|Coat of arms of Amsterdam|
|Armiger||City of Amsterdam|
|Crest||The Imperial Crown of Austria, proper|
|Blazon||Gules, a pale sable charged with three saltorels argent in pale|
|Supporters||Two lions rampant proper|
|Compartment||A stone pedestal proper|
|Motto||Heldhaftig, Vastberaden, Barmhartig (Dutch: "Valiant, Steadfast, Compassionate")|
The coat of arms of Amsterdam is the official coat of arms symbol of the city of Amsterdam. It consists of a red shield and a black pale with three silver Saint Andrew's Crosses, the Imperial Crown of Austria, two golden lions, and the motto of Amsterdam. Several heraldic elements have their basis in the history of Amsterdam. The crosses and the crown can be found as decorations on different locations in the city.
In the coat of arms of Amsterdam, the field of the escutcheon (heraldic shield) is red. The field is charged with three vertically ordered silver or white Saint Andrew's Crosses on top of a black pale. The field and the pale result in three vertical bands in the colours red and black.
The crosses probably have their origin in the shield of the noble family Persijn. The knight Jan Persijn was lord of Amstelledamme (Amsterdam) from 1280 to 1282. In the escutcheons of Dordrecht and Delft, two other cities in Holland, the pale refers to water. In analogy with this, the black pale in the escutcheon of Amsterdam would refer to the river Amstel. Both the colours and the crosses are also found in the escutcheons of two towns near Amsterdam: the village of Ouder-Amstel on the banks of the river Amstel to the southeast, and Nieuwer-Amstel (now the suburb Amstelveen) to the southwest. Both villages were also the property of the Persijn family.

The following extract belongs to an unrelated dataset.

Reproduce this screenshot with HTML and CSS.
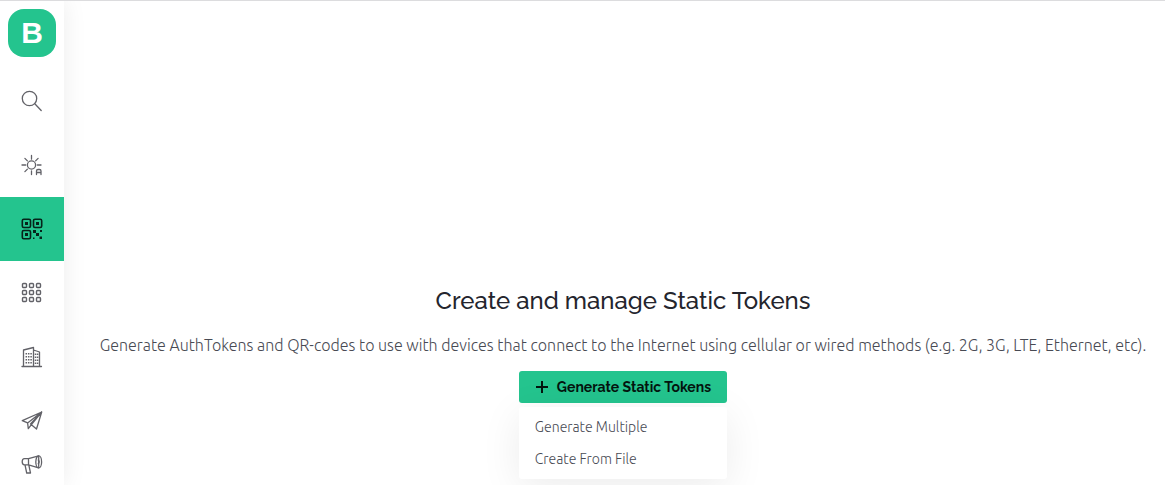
FILE: index.html
```html
<!DOCTYPE html>
<html lang="en">
<head>
<meta charset="utf-8">
<meta name="viewport" content="width=device-width, initial-scale=1">
<title>Static Tokens</title>
<link rel="stylesheet" href="styles.css">
</head>
<body>
<div class="app">
  <nav class="sidebar" aria-label="Main">
    <a class="brand" href="#" aria-label="Home"><span class="logo">B</span></a>
    <a class="nav-item" href="#" aria-label="Search">
      <svg class="icon" viewBox="0 0 24 24"><circle cx="9.500" cy="9.500" r="7.200"/><path d="M14.800 14.800l6.400 6.700"/></svg>
    </a>
    <a class="nav-item" href="#" aria-label="Theme">
      <svg class="icon" viewBox="0 0 24 24"><circle cx="11.500" cy="12" r="4.100"/><path d="M11.500 2.500v3.700M11.500 18v3.500M2 12h3.700M17.300 12H21M4.900 5.400l2.500 2.500M18.100 5.400l-2.500 2.500M4.900 18.600l2.500-2.500M16.500 21.500v-3.500q0-1.500 1.500-1.500h1.500q1.500 0 1.500 1.500v3.500M16.500 19.500h4.500"/></svg>
    </a>
    <a class="nav-item active" href="#" aria-label="Static tokens">
      <svg class="icon" viewBox="0 0 24 24"><g stroke-width="1.6"><rect x="2.300" y="2.300" width="8.200" height="8.200" rx="1.500"/><rect x="13.500" y="2.300" width="8.200" height="8.200" rx="1.500"/><rect x="2.300" y="13.500" width="8.200" height="8.200" rx="1.500"/></g><path class="solid" d="M5 5h3v3H5zM16 5h3v3h-3zM5 16h3v3H5zM13 13h3v3h-3zM16 16h3v3h-3zM20 13h2v2h-2zM19.500 19.500h2.500V22h-2.500zM13 20.500h1.500V22H13z"/></svg>
    </a>
    <a class="nav-item" href="#" aria-label="Templates">
      <svg class="icon" viewBox="0 0 24 24"><g stroke-width="1.4"><rect x="2.500" y="2.500" width="4" height="4" rx="1"/><rect x="9.500" y="2.500" width="4" height="4" rx="1"/><rect x="16.500" y="2.500" width="4" height="4" rx="1"/><rect x="2.500" y="9.500" width="4" height="4" rx="1"/><rect x="9.500" y="9.500" width="4" height="4" rx="1"/><rect x="16.500" y="9.500" width="4" height="4" rx="1"/><rect x="2.500" y="16.500" width="4" height="4" rx="1"/><rect x="9.500" y="16.500" width="4" height="4" rx="1"/><rect x="16.500" y="16.500" width="4" height="4" rx="1"/></g></svg>
    </a>
    <a class="nav-item" href="#" aria-label="Organization">
      <svg class="icon" viewBox="0 0 24 24"><path d="M2 21.500h19.500M3.500 21.500V5L13.500 2.500v19M13.500 5l6 2v14.500"/><path stroke-width="1.500" stroke-linecap="butt" stroke-dasharray="1.500 1.500" d="M6.300 8v11.500M8.700 8v11.500M11.100 8v11.500M15.500 8.500v11M17.600 8.500v11"/></svg>
    </a>
    <a class="nav-item" href="#" aria-label="Messages">
      <svg class="icon" viewBox="0 0 24 24"><path d="M21.700 3L2.300 11.700l5.300 2.200zM21.700 3L7.600 13.900l.7 5.700 2.900-3.700zM21.700 3L10.500 15l6 5z"/></svg>
    </a>
    <a class="nav-item short" href="#" aria-label="Announcements">
      <svg class="icon" viewBox="0 0 24 24"><path d="M8.500 5.700H4.500q-2.300 0-2.300 3t2.300 3.100h4l10.200 3V2.900zM8.500 5.700v6.100M5 11.800l1.700 8.200h3.800l-1.700-8.200"/><ellipse cx="18.700" cy="8.900" rx="2.900" ry="6"/><path d="M18.300 7q1.700 1.900 0 3.800"/></svg>
    </a>
  </nav>
  <main class="content">
    <h1 class="title">Create and manage Static Tokens</h1>
    <p class="description">Generate AuthTokens and QR-codes to use with devices that connect to the Internet using cellular or wired methods (e.g. 2G, 3G, LTE, Ethernet, etc).</p>
    <div class="dropdown">
      <button class="primary" type="button" aria-expanded="true"><svg class="plus" viewBox="0 0 12 12"><path d="M6 0v12M0 6h12"/></svg>Generate Static Tokens</button>
      <div class="menu">
        <button class="menu-item" type="button">Generate Multiple</button>
        <button class="menu-item" type="button">Create From File</button>
      </div>
    </div>
  </main>
</div>
</body>
</html>
```
FILE: styles.css
```css
* { box-sizing: border-box; }
body { margin: 0; background: #fff; font-family: "Noto Sans", sans-serif; }
.app { display: flex; height: 100vh; overflow: hidden; border-top: 1px solid #dcdcde; }
.sidebar { display: flex; flex-direction: column; flex: 0 0 64px; background: #fff; box-shadow: 0 0 24px rgba(0, 0, 0, 0.08); }
.brand { display: flex; flex: 0 0 68px; align-items: flex-start; justify-content: center; padding-top: 8px; text-decoration: none; }
.logo { display: flex; align-items: center; justify-content: center; width: 48px; height: 48px; border-radius: 16px; background: #24c48e; color: #fff; font: bold 30px "Liberation Sans", sans-serif; }
.nav-item { display: flex; flex: 0 0 64px; align-items: center; justify-content: center; color: #626268; }
.nav-item.active { background: #24c48e; color: #06231a; }
.nav-item.short { flex-basis: 20px; }
.icon { width: 24px; height: 24px; fill: none; stroke: currentColor; stroke-width: 1.3; stroke-linejoin: round; stroke-linecap: round; }
.icon .solid { fill: currentColor; stroke: none; }
.content { display: flex; flex: 1; flex-direction: column; align-items: center; min-width: 0; padding: 284px 7px 0 24px; }
.title { margin: 0; color: #24252d; font: 500 24px/32px Raleway, "Open Sans", sans-serif; }
.description { margin: 16px 0 14px; color: #484a53; font: 300 16px/24px Ubuntu, "Noto Sans", sans-serif; text-align: center; white-space: nowrap; }
.dropdown { display: flex; flex-direction: column; gap: 4px; }
.primary { display: flex; align-items: center; gap: 9px; height: 32px; padding: 0 16px 0 17px; border: 0; border-radius: 3px; background: #24c48e; color: #04150f; font: 700 14px Raleway, "Open Sans", sans-serif; }
.plus { width: 12px; height: 12px; fill: none; stroke: currentColor; stroke-width: 2; }
.menu { display: flex; flex-direction: column; padding: 4px 0; border-radius: 3px; background: #fff; box-shadow: 0 8px 40px rgba(0, 0, 0, 0.08); }
.menu-item { height: 32px; padding: 0 16px; border: 0; background: none; color: #484a53; font: 300 14px Ubuntu, "Noto Sans", sans-serif; text-align: left; }
```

The escutcheon forms the basis for the flag of Amsterdam, but the bands and crosses are positioned horizontally on the flag instead of vertically. The three Saint Andrew's Crosses are used in the logo of the city government and also as decorations on the typical Amsterdam bollards called Amsterdammertjes.
During the Hook and Cod wars in Holland in the 15th century, the Holy Roman Emperor Maximilian I supported the bourgeoisie in the cities (Cod) in their fight against the nobility in the countryside (Hook). During these wars Amsterdam loaned large amounts of money to Maximilian I. In 1489, the emperor gave Amsterdam the right to use his personal imperial crown in its coat of arms, out of gratitude for these loans. When his successor Rudolf II created a new personal crown, Amsterdam changed the crown accordingly. After the Reformation, the Protestant Amsterdam continued to use the crown of the Catholic emperor. In 1804, the crown of Rudolf II became the Imperial Crown of Austria. In the coat of arms of Amsterdam, the Imperial Crown is positioned on top of the escutcheon.
The Imperial Crown can be found independently at several locations in Amsterdam. The tower of the Protestant church Westerkerk is crowned with the Imperial Crown and the bridge Blauwbrug is decorated with several Imperial Crowns.
During the 1941 February strike in Amsterdam, non-Jewish people protested against the persecution of Jews by the Nazi regime. Queen Wilhelmina wanted to remember the role of the citizens of Amsterdam during World War II and created a motto consisting of the Dutch words "Heldhaftig, Vastberaden, Barmhartig", meaning "Valiant, Steadfast, Compassionate". On March 29, 1947, Wilhelmina presented the motto as part of the coat of arms of Amsterdam to the city government.
Never will I forget the emotion that overwhelmed us, when eyewitnesses first notified us in London of how the entire population had actually turned against the inhumanity of the cruel tyrant.[i]
In the coat of arms of Amsterdam, the motto is written on a silver scroll. This scroll is positioned on top of the compartment under the escutcheon.
As a coat of arms of a Dutch municipality, the coat of arms of Amsterdam is registered with the Hoge Raad van Adel (cf. College of Arms). These coats of arms are all effectively in the public domain, as the municipalities cannot claim copyright. In contrast, actually using the coat of arms to suggest any kind of official endorsement is restricted, more comparable to a trademark than a copyright. The coat of arms may only be used by others than the city with the explicit permission of the municipal government. In general permission is not granted to others, because the coat of arms designates the city of Amsterdam. Individual elements, such as the three Saint Andrew's Crosses or the escutcheon may be used by others without permission.